Directed and co-written by Brett Haley, The Hero is a bespoke vehicle for Elliott, who had a supporting role in the filmmaker's previous movie, I'll See You in My Dreams. Most of its plot elements are overly familiar, but they're invigorated by Elliott's easygoing performance and the way Haley deploys them in explicit homage to his muse. (Or muses, since the name of Elliott's character combines those of Lee Marvin and Sterling Hayden.)
With Elliott, the rugged visage — even the luxuriant mustache — is less iconic than the weathered voice. Haley emphasizes both that and Lee's diminished career by opening the movie in a recording studio where the former movie star is recording tag lines for a barbecue-sauce ad. He has just the wood-smoked tones for the pitch.
In recent years, Elliott has played the old boyfriend of such counterculture veterans as Jane Fonda and Lily Tomlin. So perhaps it shouldn't surprise that The Hero is one of the druggiest Hollywood movies in years. The Malibu cowboy spends a lot of time with former co-star Jeremy (a becalmed Nick Offerman), who's forsaken acting for the more reliable trade of dope-dealing. The two enjoy sharing joints, listening to reggae, and watching Buster Keaton movies.
It's at Jeremy's that Lee meets Charlotte (Laura Prepon), a peppery standup comic who's about half his age. The two have an odd chemistry, catalyzed by his fame and her caginess.

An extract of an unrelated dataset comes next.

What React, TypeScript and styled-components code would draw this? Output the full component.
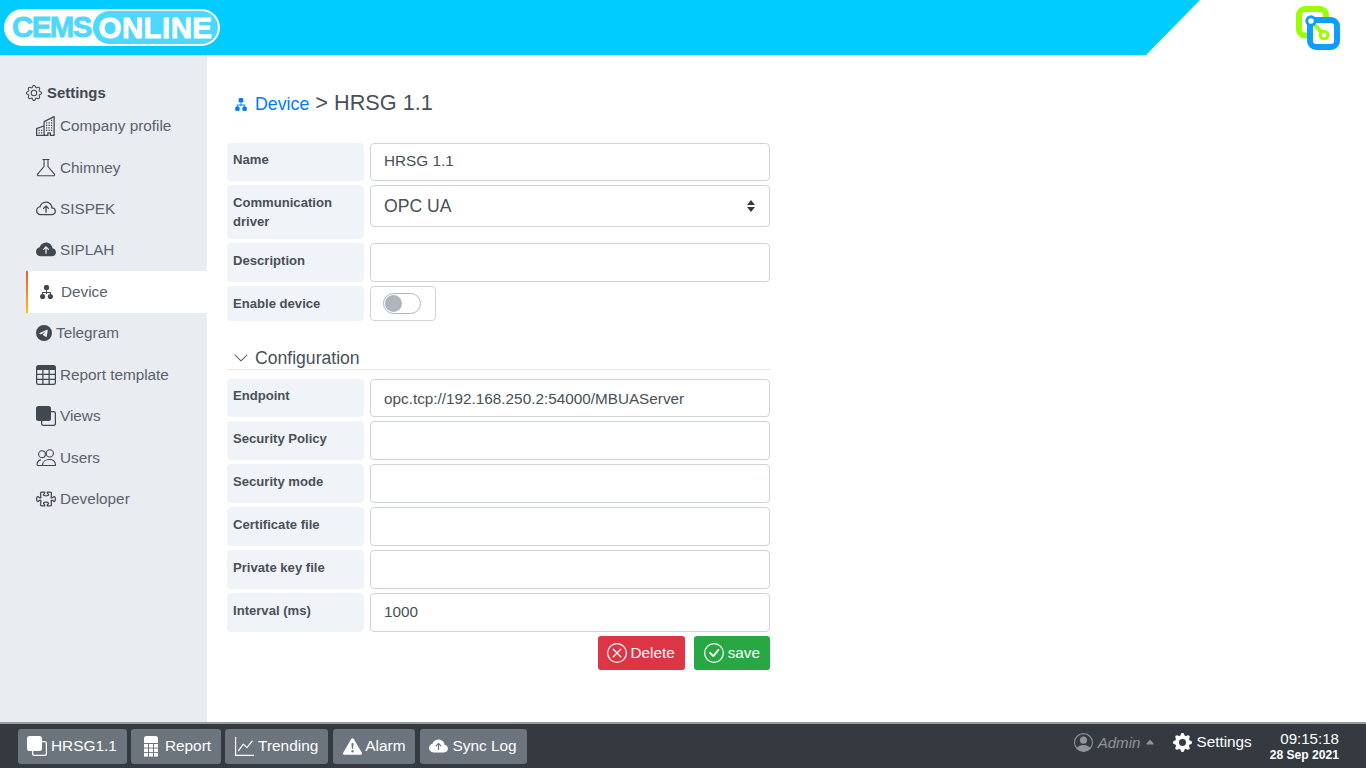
import React from 'react'
import styled, { createGlobalStyle } from 'styled-components'
import {
  BsGear, BsBuildings, BsCloudArrowUp, BsCloudArrowUpFill, BsTelegram, BsTable,
  BsFront, BsPuzzle, BsGraphUp, BsExclamationTriangleFill, BsGearFill,
  BsPersonCircle, BsXCircle, BsCheckCircle, BsChevronDown, BsCaretUpFill,
} from 'react-icons/bs'

const GlobalStyle = createGlobalStyle`
  html, body { margin: 0; padding: 0; height: 100%; overflow: hidden; }
  body { font-family: "Liberation Sans", Arial, sans-serif; background: #fff; color: #495057; }
`

function DeviceIcon({ size }: { size: number }) {
  return (
    <svg width={size} height={size * 1.1} viewBox="0 0 13 14.3" fill="currentColor">
      <rect x="4" y="0" width="5" height="5" rx="1.6" />
      <path d="M6 5h1v2h3.5a.6.6 0 0 1 .6.6V9h-1V8H7v1H6V8H2.9v1h-1V7.6a.6.6 0 0 1 .6-.6H6z" />
      <circle cx="2.6" cy="11.6" r="2.6" />
      <circle cx="10.4" cy="11.6" r="2.6" />
    </svg>
  )
}

function FlaskIcon() {
  return (
    <svg width="20" height="20" viewBox="0 0 20 20" fill="none" stroke="currentColor" strokeWidth="1.1">
      <path d="M6.5 1.5h7M8 1.5v7L1.6 16.2a1 1 0 0 0 .8 1.6h15.2a1 1 0 0 0 .8-1.6L12 8.5v-7" />
    </svg>
  )
}

function UsersIcon() {
  return (
    <svg width="20" height="20" viewBox="0 0 20 20" fill="none" stroke="currentColor" strokeWidth="1.1">
      <circle cx="6" cy="6.2" r="3.4" />
      <circle cx="13.8" cy="5.4" r="3.6" />
      <path d="M1 17.5c0-3.4 1.6-5.4 4-5.6M1 17.5h6" />
      <path d="M6.5 17.5c0-3.6 2.8-6 6.8-6s6.2 2.4 6.2 6z" />
    </svg>
  )
}

function ReportIcon() {
  const cells: [number, number][] = []
  for (let row = 0; row < 3; row++) {
    for (let col = 0; col < 3; col++) cells.push([col * 5, 8 + row * 4.5])
  }
  return (
    <svg width="16" height="21" viewBox="0 0 14 21" fill="#fff">
      <path d="M2.5 0h9A2.5 2.5 0 0 1 14 2.5V7H0V2.5A2.5 2.5 0 0 1 2.5 0z" />
      {cells.map(([x, y]) => (
        <rect key={`${x}-${y}`} x={x} y={y} width="4" height="3.6" />
      ))}
    </svg>
  )
}

const menu = [
  { label: 'Company profile', icon: <BsBuildings size={20} />, gap: 4 },
  { label: 'Chimney', icon: <FlaskIcon />, gap: 4 },
  { label: 'SISPEK', icon: <BsCloudArrowUp size={20} />, gap: 4 },
  { label: 'SIPLAH', icon: <BsCloudArrowUpFill size={20} />, gap: 4 },
  { label: 'Device', icon: <DeviceIcon size={13} />, gap: 8, active: true },
  { label: 'Telegram', icon: <BsTelegram size={16} />, gap: 4 },
  { label: 'Report template', icon: <BsTable size={20} />, gap: 4 },
  { label: 'Views', icon: <BsFront size={20} />, gap: 4 },
  { label: 'Users', icon: <UsersIcon />, gap: 4 },
  { label: 'Developer', icon: <BsPuzzle size={20} />, gap: 4 },
]

const configRows = [
  { label: 'Endpoint', value: 'opc.tcp://192.168.250.2:54000/MBUAServer', short: true, nudge: 1 },
  { label: 'Security Policy', value: '' },
  { label: 'Security mode', value: '' },
  { label: 'Certificate file', value: '' },
  { label: 'Private key file', value: '' },
  { label: 'Interval (ms)', value: '1000', nudge: -1 },
]

const tabs = [
  { label: 'HRSG1.1', icon: <BsFront size={20} />, gap: 4, left: 9, after: 0 },
  { label: 'Report', icon: <ReportIcon />, gap: 6, left: 12, after: 0 },
  { label: 'Trending', icon: <BsGraphUp size={19} />, gap: 4, left: 10, after: 1 },
  { label: 'Alarm', icon: <BsExclamationTriangleFill size={19} />, gap: 3, left: 10, after: 1 },
  { label: 'Sync Log', icon: <BsCloudArrowUpFill size={19} />, gap: 4, left: 9, after: 0 },
]

function Logo() {
  return (
    <LogoPill>
      <LogoCems>CEMS</LogoCems>
      <LogoOnline>ONLINE</LogoOnline>
    </LogoPill>
  )
}

function AppMark() {
  return (
    <svg width="44" height="44" viewBox="0 0 44 44" fill="none">
      <rect x="3" y="3" width="27" height="26.5" rx="6" stroke="#9cff00" strokeWidth="6" />
      <rect x="14" y="14" width="27" height="27" rx="6" fill="#fff" stroke="#0f9dff" strokeWidth="6" />
      <path d="M15 15 L28 29" stroke="#9cff00" strokeWidth="4" />
      <circle cx="15" cy="15" r="4.2" fill="#fff" stroke="#0f9dff" strokeWidth="3" />
      <circle cx="28" cy="29" r="3.8" fill="#fff" stroke="#9cff00" strokeWidth="3" />
    </svg>
  )
}

function FormRow({ label, value, short, nudge = 0 }: { label: string; value: string; short?: boolean; nudge?: number }) {
  return (
    <Row>
      <RowLabel $height={short ? 38 : 39}>{label}</RowLabel>
      <TextField $height={short ? 38 : 39} $nudge={nudge} defaultValue={value} />
    </Row>
  )
}

export default function App() {
  return (
    <Page>
      <GlobalStyle />
      <Header>
        <HeaderBand>
          <Logo />
        </HeaderBand>
        <MarkSlot>
          <AppMark />
        </MarkSlot>
      </Header>

      <Body>
        <Sidebar>
          <SideTitle><BsGear size={16} /> Settings</SideTitle>
          {menu.map((m) => (
            <MenuItem key={m.label} $active={m.active} $gap={m.gap}>
              {m.icon}
              <span>{m.label}</span>
            </MenuItem>
          ))}
        </Sidebar>

        <Main>
          <Breadcrumb>
            <CrumbLink><DeviceIcon size={12} /> Device</CrumbLink>
            <span>&gt; HRSG 1.1</span>
          </Breadcrumb>

          <Form>
            <FormRow label="Name" value="HRSG 1.1" short nudge={-1} />
            <Row>
              <RowLabel $height={54}>Communication driver</RowLabel>
              <SelectBox>
                <span>OPC UA</span>
                <SelectArrows viewBox="0 0 10 14">
                  <path d="M5 1 L9 6 H1 Z M5 13 L1 8 H9 Z" fill="#343a40" />
                </SelectArrows>
              </SelectBox>
            </Row>
            <FormRow label="Description" value="" />
            <Row>
              <RowLabel $height={35}>Enable device</RowLabel>
              <SwitchBox>
                <SwitchTrack><SwitchKnob /></SwitchTrack>
              </SwitchBox>
            </Row>

            <SectionTitle>
              <BsChevronDown size={16} />
              Configuration
            </SectionTitle>

            {configRows.map((r) => (
              <FormRow key={r.label} label={r.label} value={r.value} short={r.short} nudge={r.nudge} />
            ))}

            <Actions>
              <ActionButton $color="#dc3545" $left={9} $gap={3}><BsXCircle size={20} /> Delete</ActionButton>
              <ActionButton $color="#28a745" $left={10} $gap={4}><BsCheckCircle size={20} /> save</ActionButton>
            </Actions>
          </Form>
        </Main>
      </Body>

      <Footer>
        <Tabs>
          {tabs.map((t) => (
            <Tab key={t.label} $gap={t.gap} $left={t.left} $after={t.after}>
              {t.icon}
              <span>{t.label}</span>
            </Tab>
          ))}
        </Tabs>
        <Status>
          <UserMenu>
            <BsPersonCircle size={19} />
            <em>Admin</em>
            <BsCaretUpFill size={10} />
          </UserMenu>
          <SettingsLink><BsGearFill size={19} /> Settings</SettingsLink>
          <Clock>
            <Time>09:15:18</Time>
            <DateText>28 Sep 2021</DateText>
          </Clock>
        </Status>
      </Footer>
    </Page>
  )
}

const Page = styled.div`
  width: 1366px;
  height: 768px;
  display: flex;
  flex-direction: column;
  overflow: hidden;
`

const Header = styled.header`
  height: 55px;
  flex: none;
  display: flex;
  justify-content: space-between;
  background: #fff;
`

const HeaderBand = styled.div`
  width: 1200px;
  height: 55px;
  padding: 9px 0 0 4px;
  box-sizing: border-box;
  background: #00ccff;
  clip-path: polygon(0 0, 100% 0, 1146px 100%, 0 100%);
`

const LogoPill = styled.div`
  width: 216px;
  height: 37px;
  display: flex;
  align-items: stretch;
  justify-content: space-between;
  box-sizing: border-box;
  background: #fff;
  border-radius: 19px;
  font-family: "Liberation Sans", Arial, sans-serif;
  font-weight: 700;
  font-size: 29.5px;
  line-height: 36px;
`

const LogoCems = styled.span`
  color: #4fd8ff;
  padding-left: 8px;
  letter-spacing: -1.6px;
  -webkit-text-stroke: 0.8px #4fd8ff;
`

const LogoOnline = styled.span`
  width: 125px;
  margin: 2px;
  text-align: center;
  background: #4fd8ff;
  color: #fff;
  border-radius: 17px;
  line-height: 34px;
  letter-spacing: 0.4px;
  -webkit-text-stroke: 0.8px #fff;
`

const MarkSlot = styled.div`
  padding: 6px 26px 0 0;
`

const Body = styled.div`
  flex: 1;
  display: flex;
  min-height: 0;
`

const Sidebar = styled.aside`
  width: 207px;
  flex: none;
  box-sizing: border-box;
  padding: 27px 0 0 26px;
  background: #e9ecf1;
`

const SideTitle = styled.div`
  height: 21px;
  display: flex;
  align-items: center;
  gap: 5px;
  margin-bottom: 2.4px;
  font-size: 14.9px;
  font-weight: 700;
  color: #424850;
`

const MenuItem = styled.div<{ $active?: boolean; $gap: number }>`
  height: 41.44px;
  display: flex;
  align-items: center;
  gap: ${(p) => p.$gap}px;
  box-sizing: border-box;
  padding-left: ${(p) => (p.$active ? 12 : 10)}px;
  font-size: 15.3px;
  color: #59626e;
  background: ${(p) => (p.$active ? '#fff' : 'transparent')};
  border-left: ${(p) => (p.$active ? '2px solid' : '0')};
  border-image: ${(p) => (p.$active ? 'linear-gradient(#f0572b, #ffc107) 1' : 'none')};

  svg { color: #424850; flex: none; }
`

const Main = styled.main`
  flex: 1;
  padding: 35px 0 0 20px;
  background: #fff;
`

const Breadcrumb = styled.div`
  display: flex;
  gap: 6px;
  align-items: baseline;
  height: 53px;
  padding-left: 8px;
  font-size: 21.7px;
  color: #495057;
`

const CrumbLink = styled.span`
  font-size: 17.8px;
  color: #007bff;

  svg { margin-right: 3px; vertical-align: -1px; }
`

const Form = styled.form`
  width: 543px;
  display: flex;
  flex-direction: column;
  gap: 4px;
`

const Row = styled.div`
  display: flex;
  gap: 6px;
  align-items: flex-start;
`

const RowLabel = styled.label<{ $height: number }>`
  width: 137px;
  height: ${(p) => p.$height}px;
  flex: none;
  box-sizing: border-box;
  padding: ${(p) => (p.$height === 38 ? 7 : 8)}px 6px 0;
  background: #f0f3f8;
  border-radius: 4px;
  font-size: 13.1px;
  line-height: 19px;
  font-weight: 700;
  color: #495057;
`

const TextField = styled.input<{ $height: number; $nudge: number }>`
  flex: 1;
  height: ${(p) => p.$height}px;
  box-sizing: border-box;
  padding: ${(p) => 1 + p.$nudge}px 13px ${(p) => 1 - p.$nudge}px;
  border: 1px solid #ced4da;
  border-radius: 4px;
  font-family: "Liberation Sans", Arial, sans-serif;
  font-size: 15.3px;
  color: #495057;
  background: #fff;
`

const SelectBox = styled.div`
  flex: 1;
  height: 42px;
  display: flex;
  align-items: center;
  justify-content: space-between;
  box-sizing: border-box;
  padding: 0 13px;
  border: 1px solid #ced4da;
  border-radius: 4px;
  font-size: 17.6px;
  color: #495057;
`

const SelectArrows = styled.svg`
  width: 10px;
  height: 14px;
`

const SwitchBox = styled.div`
  width: 66px;
  height: 35px;
  display: flex;
  align-items: center;
  box-sizing: border-box;
  padding-left: 12px;
  border: 1px solid #ced4da;
  border-radius: 4px;
`

const SwitchTrack = styled.div`
  width: 38px;
  height: 21px;
  box-sizing: border-box;
  padding: 1px;
  border: 1px solid #adb5bd;
  border-radius: 11px;
`

const SwitchKnob = styled.div`
  width: 17px;
  height: 17px;
  border-radius: 50%;
  background: #adb5bd;
`

const SectionTitle = styled.div`
  height: 26px;
  display: flex;
  align-items: center;
  gap: 6px;
  margin: 19px 0 5px;
  box-sizing: border-box;
  padding: 3px 0 0 6px;
  border-bottom: 1px solid #e6e8eb;
  font-size: 17.6px;
  color: #495057;
`

const Actions = styled.div`
  display: flex;
  justify-content: flex-end;
  gap: 9px;
`

const ActionButton = styled.button<{ $color: string; $left: number; $gap: number }>`
  height: 34px;
  display: flex;
  align-items: center;
  gap: ${(p) => p.$gap}px;
  padding: 0 10px 0 ${(p) => p.$left}px;
  border: 0;
  border-radius: 3px;
  background: ${(p) => p.$color};
  color: #fff;
  font-family: "Liberation Sans", Arial, sans-serif;
  font-size: 15.3px;
`

const Footer = styled.footer`
  height: 46px;
  flex: none;
  display: flex;
  align-items: flex-start;
  justify-content: space-between;
  box-sizing: border-box;
  padding: 5px 27px 0 18px;
  background: #343a40;
  border-top: 2px solid #9a9da0;
`

const Tabs = styled.div`
  display: flex;
  gap: 4px;
`

const Tab = styled.div<{ $gap: number; $left: number; $after: number }>`
  height: 35px;
  display: flex;
  align-items: center;
  gap: ${(p) => p.$gap}px;
  box-sizing: border-box;
  padding: 0 10px 1px ${(p) => p.$left}px;
  margin-right: ${(p) => p.$after}px;
  border-radius: 3px;
  background: #6c757d;
  font-size: 15.4px;
  color: #fff;

  svg { flex: none; }
`

const Status = styled.div`
  display: flex;
  align-items: flex-start;
`

const UserMenu = styled.div`
  height: 26px;
  display: flex;
  align-items: center;
  gap: 5px;
  margin-right: 18px;
  font-size: 15.1px;
  color: #8f959b;
`

const SettingsLink = styled.div`
  height: 26px;
  display: flex;
  align-items: center;
  gap: 4px;
  margin-right: 18px;
  font-size: 15.3px;
  color: #fff;
`

const Clock = styled.div`
  margin-top: 1px;
  display: flex;
  flex-direction: column;
  align-items: flex-end;
  color: #fff;
`

const Time = styled.div`
  font-size: 15.1px;
  line-height: 18px;
`

const DateText = styled.div`
  font-size: 12.1px;
  font-weight: 700;
  line-height: 14px;
`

When Lee is tapped to receive an award from a group of Old West buffs, he ponders inviting skeptical ex-wife Valarie (Katharine Ross, Elliott's real-life spouse) or resentful grown daughter Lucy (Krysten Ritter). Neither of those options click, so Lee impulsively asks Charlotte. Not only does she agree, she provides the MDMA that spurs Lee to give a wacky acceptance speech that becomes a YouTube hit. Will resurgent celebrity renew his career?
That plot strand is the least convincing one, but it or something like it is necessary to the concept: a legendary tough guy encounters his vulnerability. The director also gives Lee dreams that mingle his current life (and eventual death) with scenes from his biggest and best movie — also titled The Hero, of course. These moderately surreal inserts suggest a Clint Eastwood remake of Fellini's 8 1/2.
Although the age gap between Lee and Charlotte is altogether typical of films about spiritually adrift men, the couple's tentative relationship is the movie's best-realized aspect. Impressively for such a movie, Charlotte pursues her own agenda, whether using the fling as material for her comedy act or — in a beautifully believable moment — re-gifting a book she feels Lee didn't appreciate enough the first time.
The crusty loner turns out to need the young woman's guidance, but The Hero isn't a tale of redemption or transformation. It's a cowboy picture, which means its laconic protagonist doesn't change all that much before he ambles out of the frame.